Because my lips don't always form the words I'm dying to say, to scream. And this may one day cause me to explode.

After all, I'm just a girl. Barely an adult in years, in experience, in worldliness...
I'm not ready for the responsibility of carrying you while trying to hold myself.
I'm not strong enough, it would only break my back.

But we always end up right back in this place. We think we can, we think we can...
And I still want it so bad.

Monday, February 15, 2010

Rules.

Growing up, there were a few things our in house that were simply not tolerated:

- the words "shut up"
- hitting
- locking my little brother in the basement
- lying

As I got older, this list grew to:

- boys in my room
- skipping school
- lying

Somehow along my journey from a sweet, wide-eyed child to the young woman I am today, I learned to lie better than probably anyone I know.
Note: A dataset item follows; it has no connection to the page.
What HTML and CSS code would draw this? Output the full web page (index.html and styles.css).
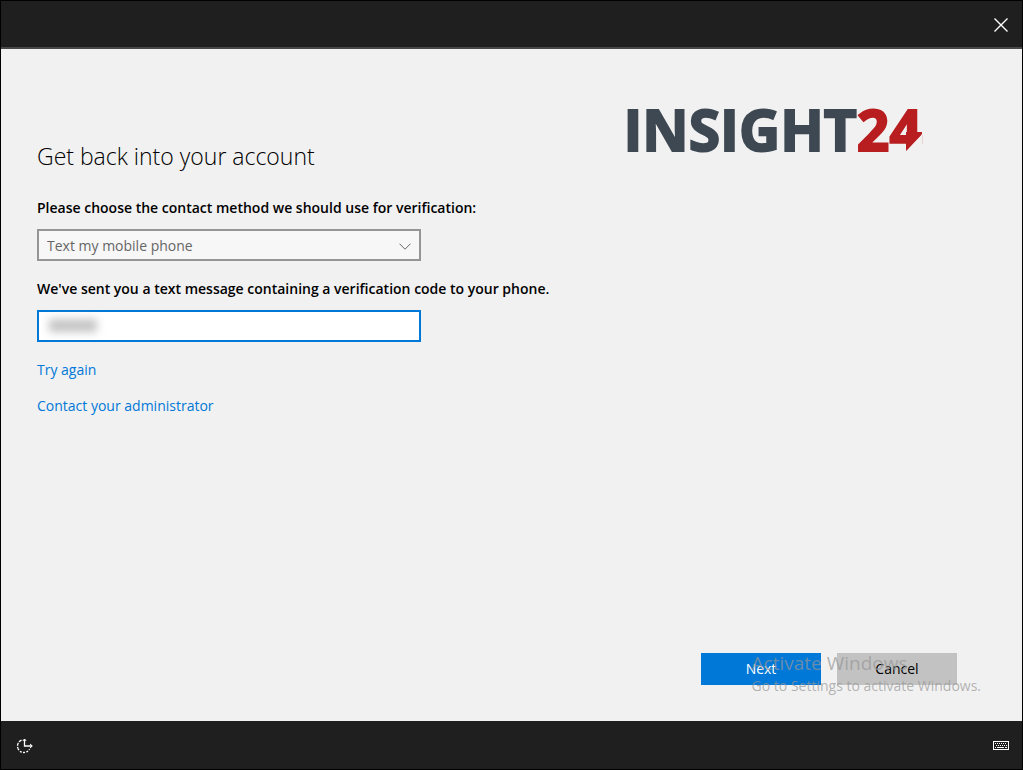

Now, I'm not saying I'm some huge liar, because I'm not. It's impossible for me to lie to my sisters, to my best friend.

But if you are someone who is standing in front of me and expects me to tell you how I feel, don't expect an honest answer.
I couldn't give you one if I wanted to.



But if there is one thing I know about rules, it's how to play by them.

Thursday, February 11, 2010

Being a BIG kid

I think I've grown up.

I think I've grown up enough to know what is good for me, to know wrong from right, to always eat my vegetables.
I think I'm grown up enough to know that sometimes people lie, people make mistakes, people will hurt you.
I think I've grown up enough to know that people learn, that people grow, but some people don't.
I think I've grown up enough to know that people will surprise you, people are incredible, but you have to deal with the bad stuff too.
I think I've grown up enough to know that the world is beautiful, even if you're not wearing those rose-colored glasses people always go on about.
I think I've grown up enough to know that I'm not ready to be a grown up, but I'm ready to start that process.

I wish my mom had told me that there's more to growing up than eating your vegetables and learning to tie your shoes.

But I can understand why she didn't.